>> BEGIN

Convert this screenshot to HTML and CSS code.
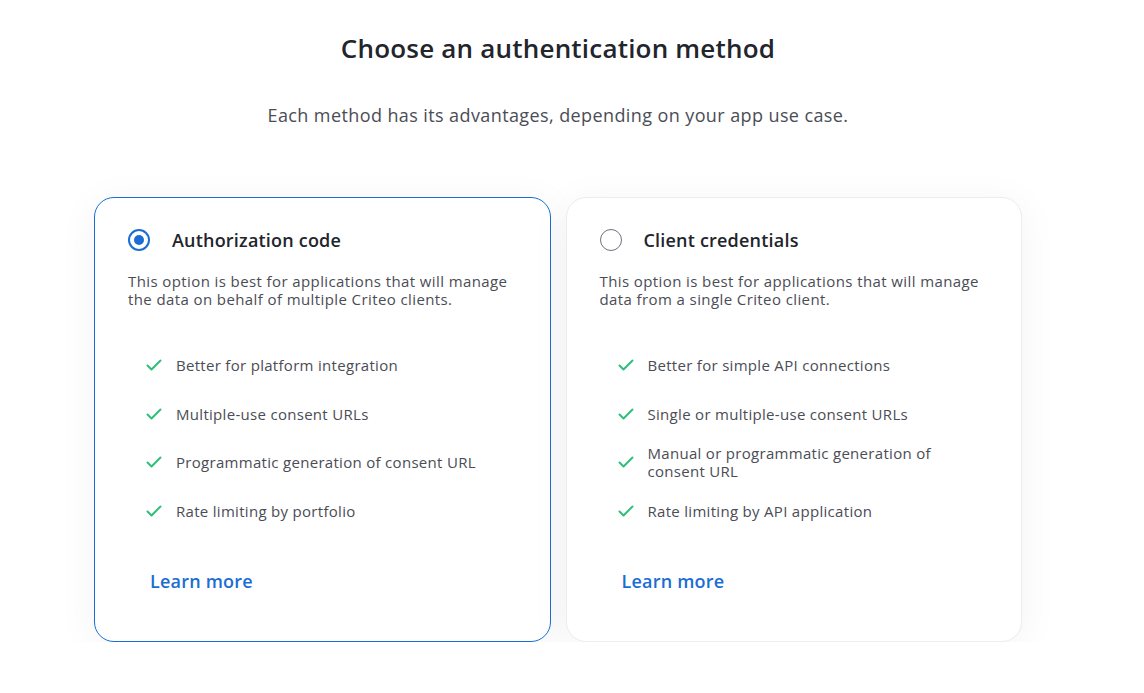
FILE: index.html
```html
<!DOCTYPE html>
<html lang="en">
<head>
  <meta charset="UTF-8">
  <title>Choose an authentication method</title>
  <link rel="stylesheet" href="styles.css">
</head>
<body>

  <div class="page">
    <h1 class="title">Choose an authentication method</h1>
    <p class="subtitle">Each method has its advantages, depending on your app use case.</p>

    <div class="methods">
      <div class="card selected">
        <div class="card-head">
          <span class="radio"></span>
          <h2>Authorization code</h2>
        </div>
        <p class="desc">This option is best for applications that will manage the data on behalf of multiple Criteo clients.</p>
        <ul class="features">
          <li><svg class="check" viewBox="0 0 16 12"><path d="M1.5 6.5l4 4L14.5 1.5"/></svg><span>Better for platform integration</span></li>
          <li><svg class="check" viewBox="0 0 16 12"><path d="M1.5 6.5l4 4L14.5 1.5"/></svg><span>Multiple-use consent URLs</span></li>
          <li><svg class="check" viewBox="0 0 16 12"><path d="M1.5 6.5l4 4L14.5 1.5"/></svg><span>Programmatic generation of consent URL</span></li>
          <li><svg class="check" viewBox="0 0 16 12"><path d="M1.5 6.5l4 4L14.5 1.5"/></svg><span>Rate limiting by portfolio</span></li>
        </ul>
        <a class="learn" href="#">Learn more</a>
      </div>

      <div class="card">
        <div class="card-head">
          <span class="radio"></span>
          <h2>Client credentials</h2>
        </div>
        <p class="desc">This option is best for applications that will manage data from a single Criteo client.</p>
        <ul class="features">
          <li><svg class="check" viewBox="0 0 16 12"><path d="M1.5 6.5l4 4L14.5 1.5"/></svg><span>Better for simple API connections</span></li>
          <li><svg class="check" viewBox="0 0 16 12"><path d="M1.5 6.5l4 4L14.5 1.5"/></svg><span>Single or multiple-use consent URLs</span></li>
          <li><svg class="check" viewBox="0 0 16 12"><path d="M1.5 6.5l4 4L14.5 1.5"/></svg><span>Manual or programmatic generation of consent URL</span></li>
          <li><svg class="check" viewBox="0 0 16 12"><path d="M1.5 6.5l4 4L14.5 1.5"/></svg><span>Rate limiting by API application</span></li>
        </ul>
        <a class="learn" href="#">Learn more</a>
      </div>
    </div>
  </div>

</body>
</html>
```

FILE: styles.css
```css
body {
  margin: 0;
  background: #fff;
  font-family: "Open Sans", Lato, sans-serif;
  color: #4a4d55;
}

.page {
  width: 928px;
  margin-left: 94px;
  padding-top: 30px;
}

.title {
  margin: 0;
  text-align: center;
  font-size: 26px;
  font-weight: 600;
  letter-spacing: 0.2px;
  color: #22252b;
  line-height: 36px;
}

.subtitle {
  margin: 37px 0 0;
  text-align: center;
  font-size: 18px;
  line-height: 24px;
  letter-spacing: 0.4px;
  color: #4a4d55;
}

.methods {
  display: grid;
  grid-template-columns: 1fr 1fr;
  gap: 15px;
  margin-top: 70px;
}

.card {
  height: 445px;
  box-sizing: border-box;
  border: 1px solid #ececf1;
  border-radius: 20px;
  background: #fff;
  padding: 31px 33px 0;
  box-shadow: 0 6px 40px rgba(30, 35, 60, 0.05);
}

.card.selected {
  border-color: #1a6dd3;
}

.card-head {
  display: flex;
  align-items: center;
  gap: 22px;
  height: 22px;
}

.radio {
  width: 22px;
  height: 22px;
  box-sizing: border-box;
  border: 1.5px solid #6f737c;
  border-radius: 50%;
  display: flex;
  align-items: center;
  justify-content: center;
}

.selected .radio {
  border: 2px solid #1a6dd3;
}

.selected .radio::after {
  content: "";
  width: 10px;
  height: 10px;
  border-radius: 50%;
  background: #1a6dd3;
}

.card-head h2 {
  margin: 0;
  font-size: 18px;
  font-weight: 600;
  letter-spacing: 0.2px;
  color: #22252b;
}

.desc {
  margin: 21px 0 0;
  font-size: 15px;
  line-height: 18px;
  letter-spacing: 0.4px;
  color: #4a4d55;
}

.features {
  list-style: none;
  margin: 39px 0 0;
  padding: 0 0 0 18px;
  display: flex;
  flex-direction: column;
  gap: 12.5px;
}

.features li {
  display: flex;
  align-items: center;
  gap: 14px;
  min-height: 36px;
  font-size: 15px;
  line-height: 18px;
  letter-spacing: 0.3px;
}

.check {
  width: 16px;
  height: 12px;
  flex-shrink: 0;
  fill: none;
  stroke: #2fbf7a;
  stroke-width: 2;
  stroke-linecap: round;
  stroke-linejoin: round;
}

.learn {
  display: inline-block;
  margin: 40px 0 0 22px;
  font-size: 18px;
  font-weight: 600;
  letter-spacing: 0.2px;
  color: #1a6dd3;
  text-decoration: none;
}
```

>> END

● **Set task**: Search the data for "code". Copy every matching line.

● **Finished answer**:
Convert this screenshot to HTML and CSS code.
          <h2>Authorization code</h2>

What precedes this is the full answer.